**RECORDS FOR THE TASK**
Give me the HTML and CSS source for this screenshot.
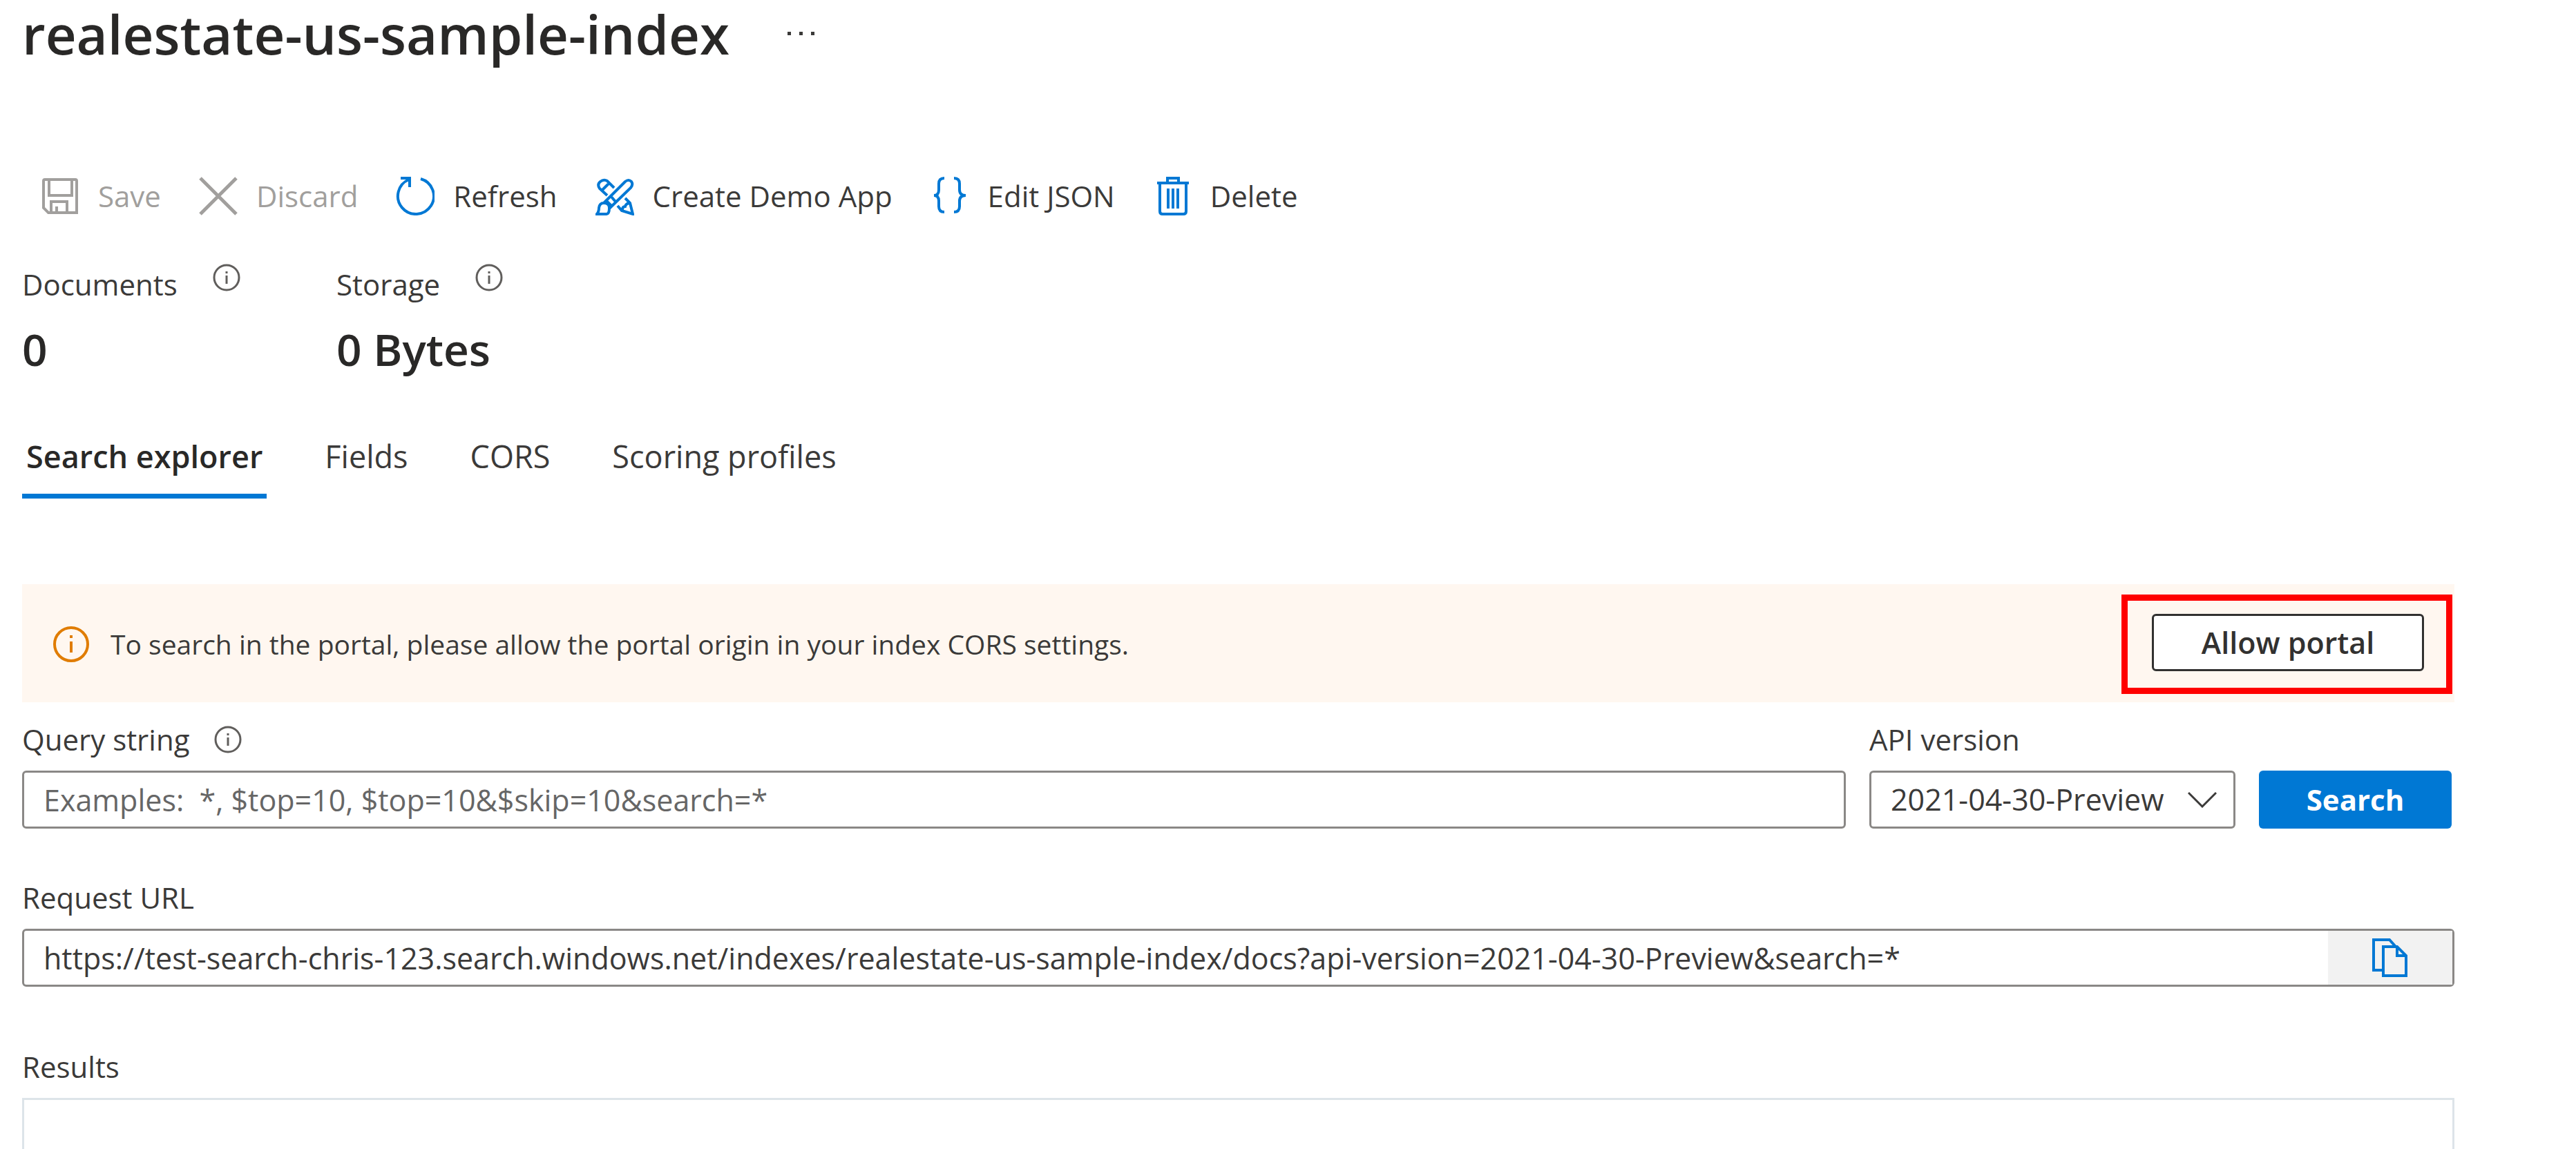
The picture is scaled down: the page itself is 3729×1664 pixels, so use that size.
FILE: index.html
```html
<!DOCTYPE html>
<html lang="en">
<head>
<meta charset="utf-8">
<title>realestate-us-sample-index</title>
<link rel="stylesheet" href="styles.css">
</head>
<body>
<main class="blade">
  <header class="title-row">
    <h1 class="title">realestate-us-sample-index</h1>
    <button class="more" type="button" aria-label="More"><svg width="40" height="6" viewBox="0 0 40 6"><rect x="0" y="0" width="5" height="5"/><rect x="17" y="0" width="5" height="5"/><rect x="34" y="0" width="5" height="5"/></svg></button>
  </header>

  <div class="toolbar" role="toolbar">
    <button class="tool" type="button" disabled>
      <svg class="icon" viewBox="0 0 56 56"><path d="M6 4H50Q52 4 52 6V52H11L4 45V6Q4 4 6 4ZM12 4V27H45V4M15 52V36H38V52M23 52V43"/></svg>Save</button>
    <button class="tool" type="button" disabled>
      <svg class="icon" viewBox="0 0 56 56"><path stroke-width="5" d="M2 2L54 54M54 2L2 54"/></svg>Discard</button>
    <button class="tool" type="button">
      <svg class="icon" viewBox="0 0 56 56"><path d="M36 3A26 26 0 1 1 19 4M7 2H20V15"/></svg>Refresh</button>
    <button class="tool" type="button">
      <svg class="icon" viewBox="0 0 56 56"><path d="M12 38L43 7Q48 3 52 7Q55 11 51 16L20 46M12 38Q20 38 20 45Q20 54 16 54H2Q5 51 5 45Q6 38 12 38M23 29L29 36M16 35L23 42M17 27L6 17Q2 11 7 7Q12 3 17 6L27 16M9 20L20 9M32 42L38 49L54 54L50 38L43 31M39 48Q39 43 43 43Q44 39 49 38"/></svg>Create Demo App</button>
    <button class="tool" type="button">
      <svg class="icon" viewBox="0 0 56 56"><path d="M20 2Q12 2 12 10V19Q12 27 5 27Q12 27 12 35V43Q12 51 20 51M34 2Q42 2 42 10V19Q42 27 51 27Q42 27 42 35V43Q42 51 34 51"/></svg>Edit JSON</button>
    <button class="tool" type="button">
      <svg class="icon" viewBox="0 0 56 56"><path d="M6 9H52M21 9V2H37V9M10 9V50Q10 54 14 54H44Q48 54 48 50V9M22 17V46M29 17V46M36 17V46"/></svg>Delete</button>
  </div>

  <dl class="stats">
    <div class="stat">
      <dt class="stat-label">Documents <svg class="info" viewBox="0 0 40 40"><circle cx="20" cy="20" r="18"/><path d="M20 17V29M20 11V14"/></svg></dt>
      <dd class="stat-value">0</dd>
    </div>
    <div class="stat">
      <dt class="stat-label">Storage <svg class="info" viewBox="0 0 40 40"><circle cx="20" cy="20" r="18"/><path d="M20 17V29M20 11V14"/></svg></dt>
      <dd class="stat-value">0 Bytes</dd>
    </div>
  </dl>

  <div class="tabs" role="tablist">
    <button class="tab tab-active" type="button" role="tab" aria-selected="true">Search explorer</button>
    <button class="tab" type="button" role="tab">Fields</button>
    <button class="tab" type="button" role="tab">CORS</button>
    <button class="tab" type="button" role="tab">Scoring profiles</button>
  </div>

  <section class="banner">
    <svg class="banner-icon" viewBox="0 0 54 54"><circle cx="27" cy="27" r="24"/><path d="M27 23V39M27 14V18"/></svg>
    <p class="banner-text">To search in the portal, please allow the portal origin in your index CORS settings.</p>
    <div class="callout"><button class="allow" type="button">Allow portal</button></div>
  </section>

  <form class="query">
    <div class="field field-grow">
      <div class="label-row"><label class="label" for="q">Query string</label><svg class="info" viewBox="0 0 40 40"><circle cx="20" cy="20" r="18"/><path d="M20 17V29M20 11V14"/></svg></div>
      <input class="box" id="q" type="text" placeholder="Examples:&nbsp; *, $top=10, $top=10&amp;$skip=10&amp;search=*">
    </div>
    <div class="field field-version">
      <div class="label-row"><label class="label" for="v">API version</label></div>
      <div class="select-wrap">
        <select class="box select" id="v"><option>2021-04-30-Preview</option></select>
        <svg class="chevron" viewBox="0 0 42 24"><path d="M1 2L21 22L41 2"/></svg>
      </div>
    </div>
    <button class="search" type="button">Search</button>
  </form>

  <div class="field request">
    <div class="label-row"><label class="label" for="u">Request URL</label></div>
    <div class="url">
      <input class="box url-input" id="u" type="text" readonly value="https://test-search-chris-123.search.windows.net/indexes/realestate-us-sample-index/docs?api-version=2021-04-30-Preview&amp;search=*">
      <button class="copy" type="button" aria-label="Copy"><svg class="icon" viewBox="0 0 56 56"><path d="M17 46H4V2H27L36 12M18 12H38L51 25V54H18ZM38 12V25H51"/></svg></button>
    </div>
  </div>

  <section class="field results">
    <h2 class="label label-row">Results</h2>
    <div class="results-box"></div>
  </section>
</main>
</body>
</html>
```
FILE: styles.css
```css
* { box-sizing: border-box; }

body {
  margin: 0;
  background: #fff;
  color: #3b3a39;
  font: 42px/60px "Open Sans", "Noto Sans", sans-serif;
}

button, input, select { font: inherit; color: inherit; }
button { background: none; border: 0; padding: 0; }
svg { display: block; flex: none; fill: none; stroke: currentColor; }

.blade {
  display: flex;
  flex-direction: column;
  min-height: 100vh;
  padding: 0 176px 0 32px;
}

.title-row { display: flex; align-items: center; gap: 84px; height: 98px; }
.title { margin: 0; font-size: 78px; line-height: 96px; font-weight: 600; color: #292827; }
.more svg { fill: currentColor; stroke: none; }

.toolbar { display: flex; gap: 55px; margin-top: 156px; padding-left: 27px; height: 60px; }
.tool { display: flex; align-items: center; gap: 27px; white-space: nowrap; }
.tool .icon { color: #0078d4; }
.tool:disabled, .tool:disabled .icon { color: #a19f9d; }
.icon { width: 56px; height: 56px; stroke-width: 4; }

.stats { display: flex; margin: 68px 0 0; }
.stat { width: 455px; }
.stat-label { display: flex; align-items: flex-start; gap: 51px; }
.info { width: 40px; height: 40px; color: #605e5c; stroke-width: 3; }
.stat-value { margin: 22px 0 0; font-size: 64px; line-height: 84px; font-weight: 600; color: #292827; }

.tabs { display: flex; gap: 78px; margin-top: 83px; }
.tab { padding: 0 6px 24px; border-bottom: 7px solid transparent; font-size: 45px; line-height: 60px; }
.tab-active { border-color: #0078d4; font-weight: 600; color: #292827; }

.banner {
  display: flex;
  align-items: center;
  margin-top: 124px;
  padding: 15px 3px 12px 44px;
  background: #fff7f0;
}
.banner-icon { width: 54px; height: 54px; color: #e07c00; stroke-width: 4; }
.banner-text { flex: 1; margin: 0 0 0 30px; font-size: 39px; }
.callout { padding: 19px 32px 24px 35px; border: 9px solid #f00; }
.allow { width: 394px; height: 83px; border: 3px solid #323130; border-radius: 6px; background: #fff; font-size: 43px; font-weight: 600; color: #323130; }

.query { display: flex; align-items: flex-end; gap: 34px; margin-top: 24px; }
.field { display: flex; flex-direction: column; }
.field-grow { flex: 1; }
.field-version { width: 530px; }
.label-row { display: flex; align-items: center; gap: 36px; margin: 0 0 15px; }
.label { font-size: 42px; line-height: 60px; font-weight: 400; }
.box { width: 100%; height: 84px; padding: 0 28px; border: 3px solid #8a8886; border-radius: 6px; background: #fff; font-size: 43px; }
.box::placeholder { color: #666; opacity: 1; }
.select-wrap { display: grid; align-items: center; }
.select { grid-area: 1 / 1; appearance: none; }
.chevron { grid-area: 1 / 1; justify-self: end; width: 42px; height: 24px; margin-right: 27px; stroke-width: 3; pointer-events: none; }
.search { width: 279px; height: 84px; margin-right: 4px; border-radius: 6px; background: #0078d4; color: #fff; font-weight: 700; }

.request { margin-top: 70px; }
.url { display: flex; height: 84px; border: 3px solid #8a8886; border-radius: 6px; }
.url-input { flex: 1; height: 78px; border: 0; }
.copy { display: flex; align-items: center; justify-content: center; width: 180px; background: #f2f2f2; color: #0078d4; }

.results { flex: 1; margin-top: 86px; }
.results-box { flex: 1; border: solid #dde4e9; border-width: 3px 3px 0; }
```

...

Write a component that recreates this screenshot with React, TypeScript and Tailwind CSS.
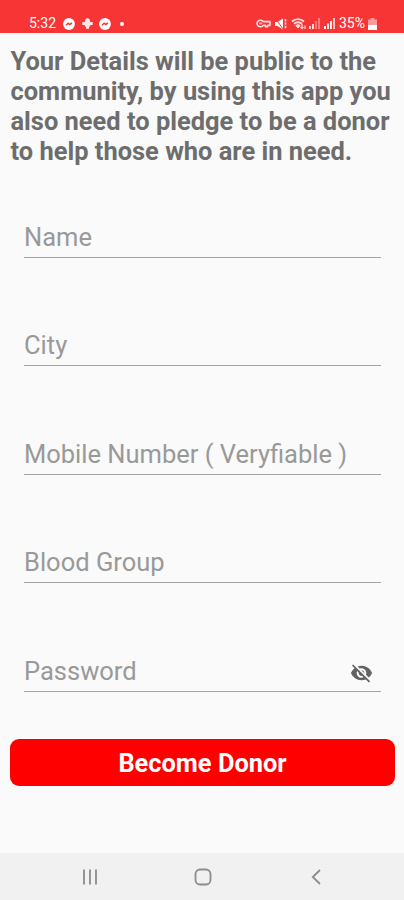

**REQUEST**
Your task is to list each line of the records with the word "screenshot".

**THE REPLY**
Give me the HTML and CSS source for this screenshot.
Write a component that recreates this screenshot with React, TypeScript and Tailwind CSS.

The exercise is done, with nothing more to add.